Empirische Studien konnten in den vergangenen Jahren zeigen, dass eine stärkere Beteiligung von Frauen im Top-Management die Performance von Unternehmen steigern kann. Von einem höheren Frauenanteil sind darüber hinaus aber auch gleichstellungspolitische Implikationen zu erwarten: Die großen börsennotierten Unternehmen werden durch dieses Gesetz gezwungen, den Pool an geeigneten weiblichen Führungskräften, die für Vorstandspositionen in Frage kommen, zu erweitern. Notwendig hierfür ist eine inklusivere Unternehmenskultur, die es Frauen in größerer Zahl ermöglicht, auch auf den Hierarchieebenen unterhalb des Vorstands Erfahrung zu sammeln. Ein höherer Frauenanteil auf diesen Ebenen könnte wiederum positive Wirkungen auf die Gleichstellung im Unternehmen insgesamt entfalten. Empirische Studien zeigen zudem, dass ein höherer Anteil von Frauen in Führungspositionen in einem Unternehmen zu geringeren Verdienstunterschieden zwischen Frauen und Männern in diesem Unternehmen führt, und dass die Chancen für eine Beförderung von Frauen steigen.

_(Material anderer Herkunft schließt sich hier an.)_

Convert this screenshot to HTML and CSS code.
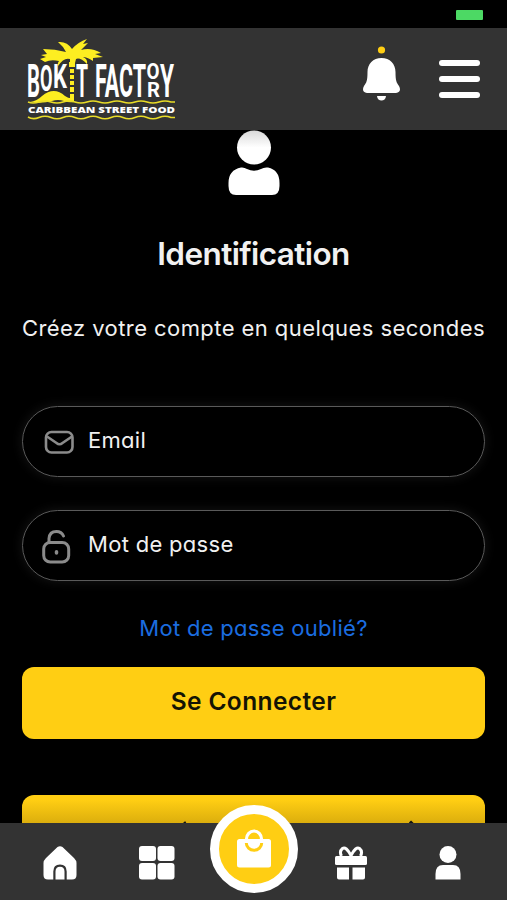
FILE: index.html
```html
<!DOCTYPE html>
<html lang="fr">
<head>
<meta charset="utf-8">
<meta name="viewport" content="width=device-width, initial-scale=1">
<title>Bokit Factory – Identification</title>
<link rel="stylesheet" href="styles.css">
</head>
<body>
<div class="app">
  <div class="status"><span class="battery"></span></div>
  <header class="header">
    <svg class="logo" width="150" height="84" viewBox="0 0 150 84">
      <g fill="#fdee21">
        <path d="M43 22Q37 20 31 29Q30 26 32 24Q24 22 18 25L13 22L19 20L14 18L20 17L16 12Q28 12 39 15Q36 9 31 5Q40 4 45 12Q51 5 60 2L56 7L61 6L54 13Q64 10 74 16L68 17L76 20L66 21L66 24Q60 20 56 20Q61 22 60 27Q53 20 49 22L48 26H43Z"/>
        <path d="M42 25h6v5h-6zM43 32h4v4h-4zM43 38h4v4h-4zM43 44h4v4h-4zM43 50h4v5h-4zM43 57h4v6h-4z"/>
        <path d="M3 65Q10 64 15 59Q27 49 38 59Q42 62 47 61V65Q42 66 37 64Q31 62 25 64Q15 67 3 65Z"/>
      </g>
      <g class="wordmark">
        <text x="0" y="60" font-size="47" textLength="13" lengthAdjust="spacingAndGlyphs">B</text>
        <text x="13" y="54" font-size="37" textLength="12.500" lengthAdjust="spacingAndGlyphs">O</text>
        <text x="26" y="51" font-size="34" textLength="14" lengthAdjust="spacingAndGlyphs">K</text>
        <text x="49" y="60" font-size="47" textLength="12" lengthAdjust="spacingAndGlyphs">T</text>
        <text x="68" y="60" font-size="47" textLength="51" lengthAdjust="spacingAndGlyphs">FACT</text>
        <text x="119.500" y="42" font-size="22" textLength="13" lengthAdjust="spacingAndGlyphs">O</text>
        <text x="120" y="60" font-size="21" textLength="13" lengthAdjust="spacingAndGlyphs">R</text>
        <text x="133" y="60" font-size="47" textLength="14" lengthAdjust="spacingAndGlyphs">Y</text>
      </g>
      <g fill="none" stroke="#e9dc27" stroke-width="1.700">
        <path d="M1 65Q6 67 12 65T24 65T36 65T48 65T60 65T72 65T84 65T96 65T108 65T120 65T132 65T144 65L148 65"/>
        <path d="M1 80Q6 83 12 80.500T24 80.500T36 80.500T48 80.500T60 80.500T72 80.500T84 80.500T96 80.500T108 80.500T120 80.500T132 80.500T144 80.500L148 80.500"/>
      </g>
      <text class="tagline" x="1" y="75.500" textLength="147" lengthAdjust="spacingAndGlyphs">CARIBBEAN STREET FOOD</text>
    </svg>
    <div class="actions">
      <svg class="bell" width="38" height="56" viewBox="0 0 38 56">
        <circle cx="18.500" cy="5" r="3.600" fill="#ffce13"/>
        <path fill="#fff" d="M18.500 13C10 13 4.500 19 4.500 27C4.500 36 3.500 37.500 1 41C-1 44.500 0 48 4 48H33C37 48 38 44.500 36 41C33.500 37.500 32.500 36 32.500 27C32.500 19 27 13 18.500 13ZM14 51H23C22.700 57 14.300 57 14 51Z"/>
      </svg>
      <div class="burger"><span></span><span></span><span></span></div>
    </div>
  </header>

  <main class="main">
    <svg class="avatar" width="52" height="66" viewBox="0 0 52 66">
      <defs><linearGradient id="shade" x1="0" y1="0" x2="0" y2="1"><stop offset="0" stop-color="#d9d9d9"/><stop offset=".5" stop-color="#fff"/></linearGradient></defs>
      <circle cx="26" cy="17.500" r="17" fill="url(#shade)"/>
      <path fill="#fff" d="M13 37.500Q16 37 19 39Q26 42.500 33 39Q36 37 40 37.500Q51.500 40 51.500 53V56Q51.500 65 44 65H8Q.5 65 .5 56V53Q.5 40 13 37.500Z"/>
    </svg>
    <h1 class="title">Identification</h1>
    <p class="intro">Créez votre compte en quelques secondes</p>
    <form class="form">
      <label class="field">
        <svg width="34" height="36" viewBox="0 0 34 36" fill="none" stroke="#8b8b8b" stroke-width="2.600">
          <rect x="5" y="8" width="26.500" height="20.500" rx="5.500"/>
          <path d="M6 12.500L15.500 19Q18.500 21.500 21.500 19L31 12.500"/>
        </svg>
        <span>Email</span>
      </label>
      <label class="field">
        <svg width="34" height="36" viewBox="0 0 34 36" fill="none" stroke="#8b8b8b" stroke-width="3" stroke-linecap="round">
          <rect x="2.700" y="14.500" width="25" height="19.500" rx="6.500"/>
          <path d="M8 14V10.500Q8.500 3.500 15.500 3.500Q20.500 3.500 22.500 8"/>
          <path d="M15.500 23.700v1.200" stroke-width="3.500"/>
        </svg>
        <span>Mot de passe</span>
      </label>
      <a class="forgot">Mot de passe oublié?</a>
      <div class="btn"><span>Se Connecter</span></div>
    </form>
    <div class="btn second">
      <svg width="463" height="72" viewBox="0 0 463 72"><path d="M162 28.500l2-1M388 26.500l5 5" fill="none" stroke="#111" stroke-width="3"/></svg>
    </div>
  </main>

  <nav class="nav">
    <svg width="34" height="34" viewBox="0 0 34 34"><path fill="#fff" d="M14.500 1Q17 -.5 19.500 1L31 12Q33.500 14.500 33.500 17V29Q33.500 33.500 29 33.500H23.700V25.500Q23.700 18.500 17 18.500T10.300 25.500V33.500H5Q.5 33.500 .5 29V17Q.5 14.500 3 12ZM12.500 33.500V25.500Q12.500 20.700 17 20.700T21.500 25.500V33.500Z"/></svg>
    <svg width="36" height="34" viewBox="0 0 36 34" fill="#fff"><rect x="0" y="0" width="17" height="15" rx="3"/><rect x="18.500" y="0" width="17" height="15" rx="3"/><rect x="0" y="17" width="17" height="16.500" rx="3"/><rect x="18.500" y="17" width="17" height="16.500" rx="3"/></svg>
    <div class="cart">
      <svg width="34" height="40" viewBox="0 0 34 40">
        <rect x="0" y="11" width="34" height="28.500" rx="2.500" fill="#fff"/>
        <path d="M9.500 11a7.500 8 0 0 1 15 0" fill="none" stroke="#fff" stroke-width="3.200"/>
        <path d="M9.300 15a7.700 7.200 0 0 0 15.400 0" fill="none" stroke="#ffce13" stroke-width="3"/>
      </svg>
    </div>
    <svg width="34" height="34" viewBox="0 0 34 34"><rect x="1" y="10" width="32" height="9" rx="1.500" fill="#fff"/><path fill="#fff" d="M3 21.500H15V33.500H5Q3 33.500 3 31.500ZM18.500 21.500H31V31.500Q31 33.500 29 33.500H18.500Z"/><path d="M7.500 10Q5 5.500 8.500 2.500Q12 0 17 9.500Q22 0 25.500 2.500Q29 5.500 26.500 10" fill="none" stroke="#fff" stroke-width="3"/></svg>
    <svg width="26" height="34" viewBox="0 0 26 34" fill="#fff"><circle cx="13" cy="8.500" r="8.500"/><path d="M.5 33.500V28Q.5 19 8 19H18Q25.500 19 25.500 28V33.500Z"/></svg>
  </nav>
</div>
</body>
</html>
```

FILE: styles.css
```css
* { box-sizing: border-box; }

body {
  margin: 0;
  background: #000;
  color: #f1f1f1;
  font-family: Inter, "Open Sans", sans-serif;
}

.app {
  display: flex;
  flex-direction: column;
  height: 900px;
  overflow: hidden;
}

.status {
  flex: none;
  display: flex;
  justify-content: flex-end;
  height: 28px;
  padding: 10px 24px 0 0;
}

.battery {
  width: 27px;
  height: 10px;
  border-radius: 1px;
  background: #4cd964;
}

.header {
  flex: none;
  display: flex;
  justify-content: space-between;
  height: 102px;
  padding: 9px 27px 0 27px;
  background: #333;
}

.logo { overflow: visible; }

.wordmark {
  font-family: Roboto, sans-serif;
  font-weight: 700;
  fill: #fff;
}

.tagline {
  font-family: "Open Sans", sans-serif;
  font-size: 9.500px;
  font-weight: 800;
  fill: #fff;
}

.actions {
  display: flex;
  gap: 38px;
}

.bell { margin-top: 8px; }

.burger {
  display: flex;
  flex-direction: column;
  gap: 10px;
  padding-top: 23px;
}

.burger span {
  width: 41px;
  height: 6px;
  border-radius: 3px;
  background: #fff;
}

.main {
  flex: 1;
  min-height: 0;
  overflow: hidden;
  display: flex;
  flex-direction: column;
  align-items: center;
  padding: 0 22px;
}

.avatar { flex: none; }

.title {
  flex: none;
  margin: 38px 0 0;
  font-size: 31.500px;
  font-weight: 600;
  line-height: 40px;
  letter-spacing: -0.6px;
}

.intro {
  flex: none;
  margin: 38px -10px 0;
  font-size: 22px;
  font-feature-settings: "cv11";
  letter-spacing: 0.430px;
  line-height: 32px;
  white-space: nowrap;
}

.form {
  flex: none;
  display: flex;
  flex-direction: column;
  width: 463px;
  margin-top: 62px;
  font-feature-settings: "cv11";
}

.field {
  display: flex;
  align-items: center;
  gap: 13px;
  height: 71px;
  margin-bottom: 33px;
  padding-left: 18px;
  border: 1.500px solid #5a5a5a;
  border-radius: 36px;
  box-shadow: 0 0 12px #161616;
  font-size: 22px;
  letter-spacing: 0.300px;
}

.field span { margin-top: -3px; }

.forgot {
  align-self: center;
  margin: -2px 0 23px;
  font-size: 22px;
  letter-spacing: 0.300px;
  line-height: 32px;
  color: #1b6de0;
}

.btn {
  flex: none;
  display: flex;
  justify-content: center;
  width: 463px;
  height: 72px;
  border-radius: 12px;
  background: #ffce13;
  color: #141404;
  font-size: 24.500px;
  font-weight: 600;
  letter-spacing: 0.400px;
  line-height: 69px;
}

.second {
  margin-top: 56px;
  background: linear-gradient(#ffce13 5px, #dcae0d 28px);
}

.nav {
  flex: none;
  display: grid;
  grid-template-columns: repeat(5, 97px);
  justify-content: center;
  justify-items: center;
  align-items: start;
  height: 77px;
  padding-top: 23px;
  background: #333;
}

.cart {
  display: flex;
  align-items: center;
  justify-content: center;
  width: 88px;
  height: 88px;
  margin-top: -41px;
  padding-bottom: 3px;
  border: 9px solid #fff;
  border-radius: 50%;
  background: #ffce13;
}
```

Darüber hinaus birgt die Mindestbeteiligung von Frauen in Vorständen das Potenzial, Benachteiligungen von Frauen auf dem Arbeitsmarkt aufgrund geschlechterstereotyper Zuschreibungen entgegenzuwirken. Mehr Frauen in Führungspositionen können dazu beitragen, diese Zuschreibungen nach und nach zu verringern und somit gleichstellungspolitische Impulse über ihr Unternehmen hinaus zu senden.